Kommentar:Im Zweifel unschuldig

Kenias Sportminister löst wegen Korruptionsverdachts und nach diversen Pleiten und Pannen das Nationale Olympische Komitee auf. Das IOC erinnert die Politik an die Unschuldsvermutung - doch die gilt in der olympischen Familie längst nicht für jeden.

Von Johannes Knuth

Das berüchtigte Hochsicherheitsgefängnis Bangu hat Pat Hickey jetzt immerhin hinter sich. Aus dem haben sie ihn am Montag herausgeschafft. Ein brasilianisches Gericht begründete den Schritt mit dem "kritischen Gesundheitszustand" des 71-jährigen Iren, IOC-Mitglied, Boss des irischen Olympischen Komitees (OCI), feuriger Unterstützer des deutschen IOC-Chefs Thomas Bach. Die brasilianischen Behörden verdächtigen Hickey allerdings weiterhin, illegalen Tickethandel für die Rio-Spiele betrieben und eine kriminelle Vereinigung gebildet, womöglich angeführt zu haben. Rund 1000 Karten aus dem irischen Kontingent soll er nebst anderen Billetts zu überteuerten Preisen weiterverschachert haben. Hickey darf das Land nicht verlassen, er musste seinen Reisepass abgeben. Seine Ämter lässt er ebenfalls ruhen, fürs Erste.

Kenia gewann 13 Medaillen, mehr als jedes andere afrikanische Land

Das trifft sich ein wenig ungünstig für den irischen Multifunktionär, der in diesen Tagen allerlei zu tun hätte. Hickey übersieht im IOC ja unter anderem auch das Ressort "Autonomie und Good Governance", er soll sicherstellen, dass die nationalen Olympiakomitees frei sind von politischen Lenkern oder Einflüsterern. Wenn die Politik im Sport mitmischt, pfui, da kennt das IOC keine Gnade, da straft es mit null Toleranz. Deswegen sind sie jetzt natürlich auch "zutiefst beunruhigt" über das, was sich in Kenia abspielt. Dort hat Sportminister Hassan Wario vor Kurzem einfach mal das Nationale Olympische Komitee (NOCK) aufgelöst, wegen dem "Fiasko von Rio", wie Sportler und Medien die kenianische Expedition zu den jüngsten Sommerspielen längst getauft haben.

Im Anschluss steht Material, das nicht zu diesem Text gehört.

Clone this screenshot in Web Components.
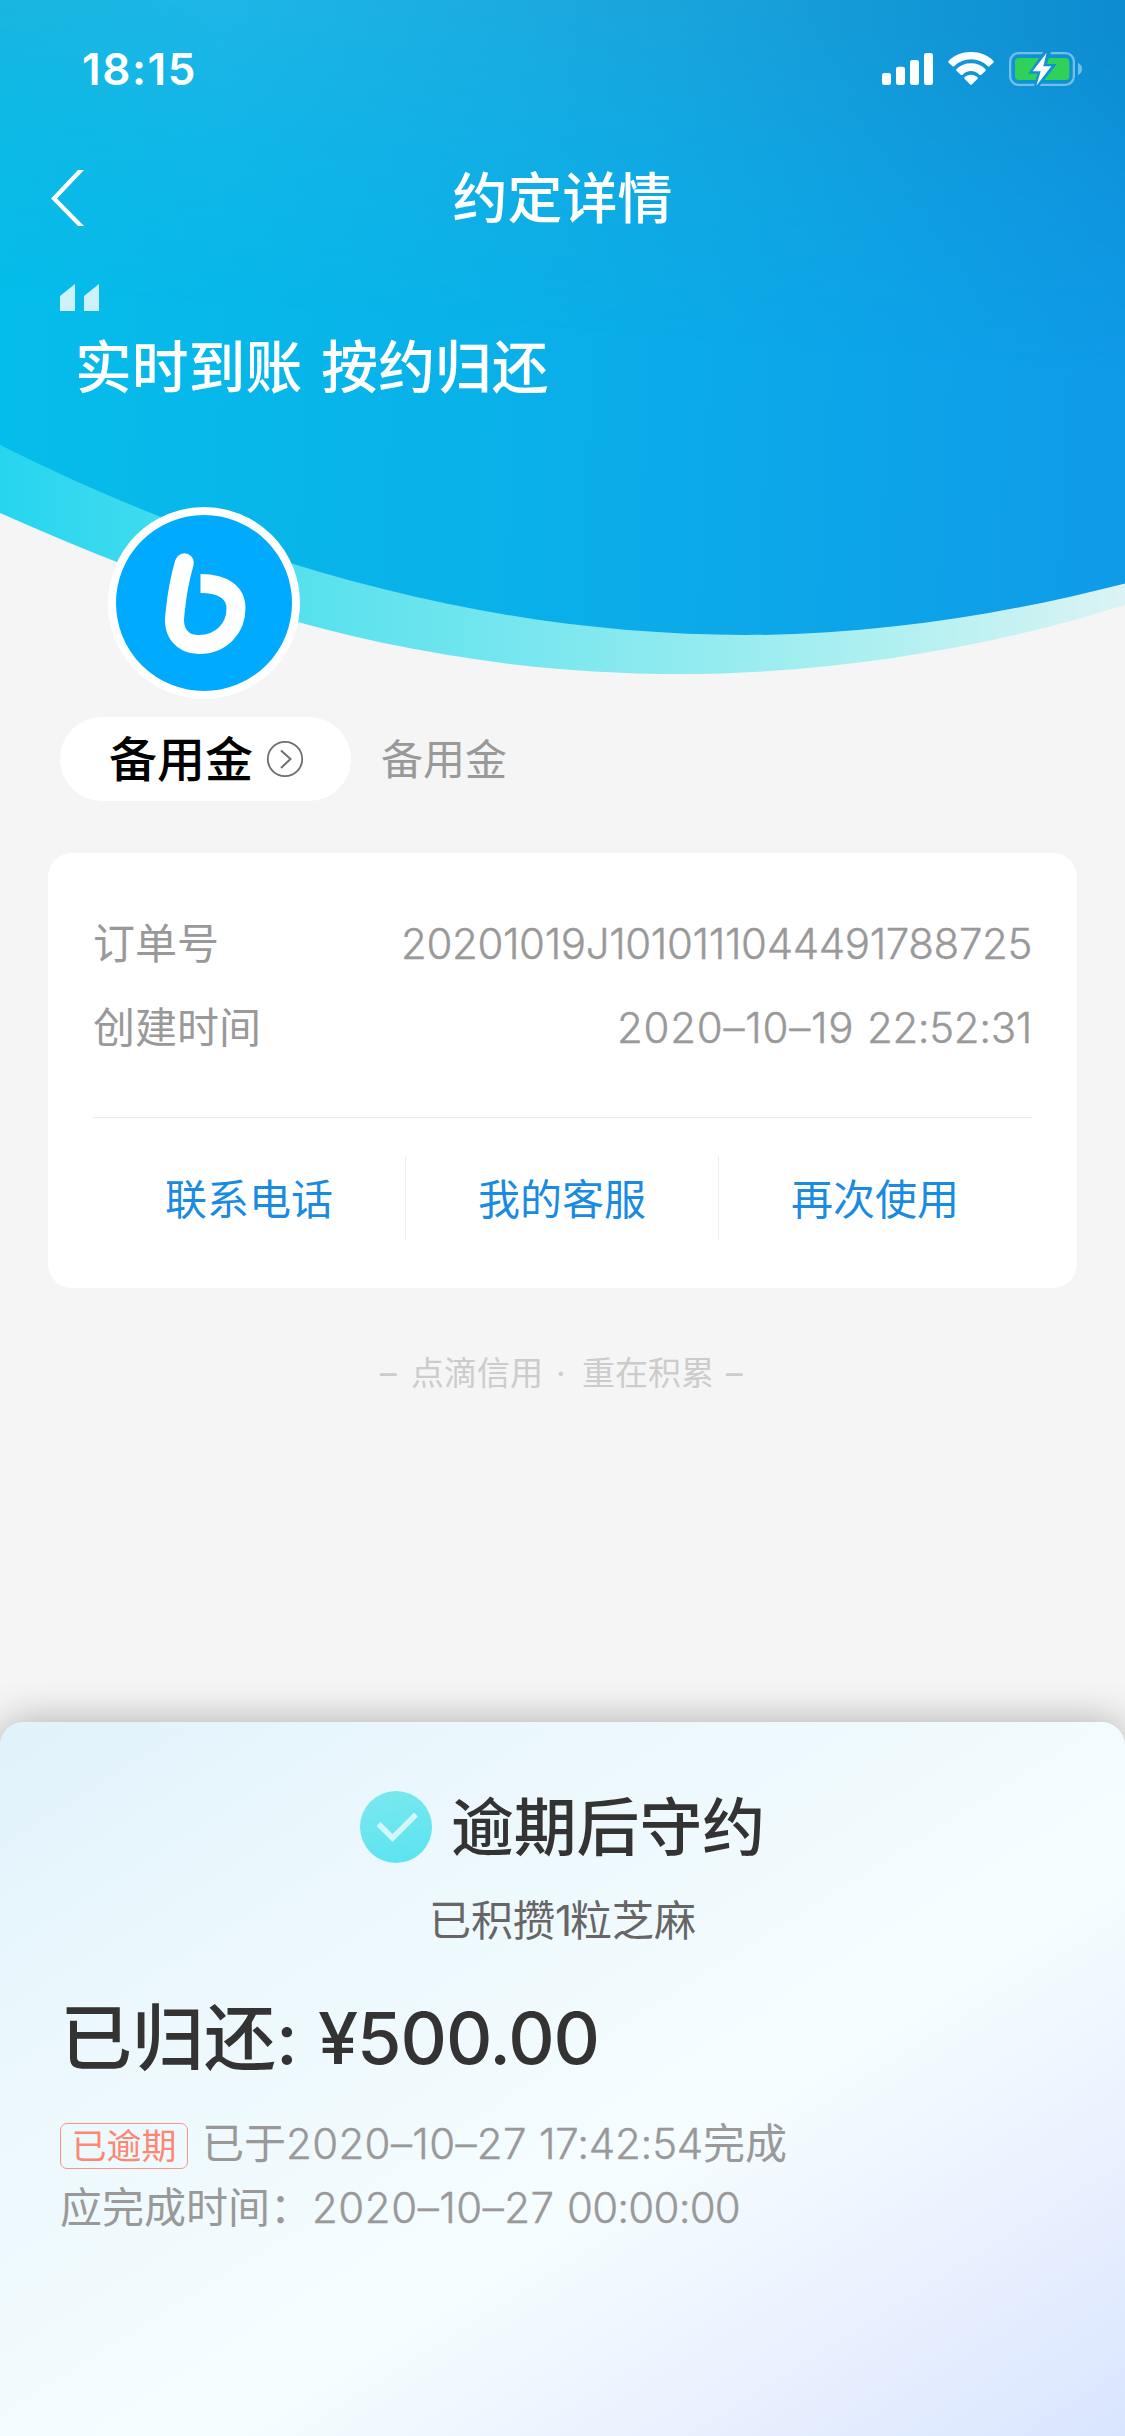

Kenia hat erfolgreiche Spiele hinter sich, sie brachten 13 Medaillen mit, davon sechs goldene, erfolgreicher war in Rio keine afrikanische Delegation. Die Funktionäre hatten es allerdings auch vollbracht, eine atemraubende Zahl an Missgeschicken und Pannen aneinanderzuknüpfen. Vor Olympia hatte das NOCK Speerwurf-Weltmeister Julius Yego offenbar kein Flugticket gebucht, wie einem weiteren Dutzend Athleten. Nach den Spielen harrten mehrere Sportler, darunter Margaret Nyairera, Dritte über 800 Meter, tagelang in einer staubigen Nachbarschaft aus, in der sich rivalisierende Gangs offenbar beschossen; das NOCK entließ sie erst vier Tage nach Ende der Spiele nach Hause. Um bei den Flugkosten zu sparen, erzählten Athleten wie der Marathonläufer Wesley Korir später. Nachdem der Sportminister vor Kurzem dann das NOCK aufgelöst hatte, durchsuchte Kenias Polizei die Räumlichkeiten des NOCK. Sie stellten offenbar Dutzende Kartons mit Sportbekleidung sicher, die eigentlich für die Athleten gedacht waren. Die Zeitung Citizen berichtete, dass fünf hochrangige NOCK-Funktionäre zu Wochenbeginn vor Gericht erscheinen sollten, darunter Stephen Soi, Chef de Mission in Rio.

Und das IOC? Interessiert sich brennend für die Vorfälle. Aber weniger für den faulen Geruch von Korruption, sondern eher dafür, dass Kenias Politik im Sport ein wenig aufräumt. "Wir erinnern daran, dass unter diesen Umständen die Unschuldsvermutung gelten sollte", teilte das IOC zuletzt mit. Die freilich nur dann Gültigkeit besitzt, wenn die olympische Familie bedroht wird, von außen. Oder erinnert sich noch jemand an die Unschuldsvermutung, die das IOC Julia Stepanowa gewährte, als sie sich wegen ihrer Dienste als Kronzeugin (erfolglos) um ein Olympia-Startrecht bemühte?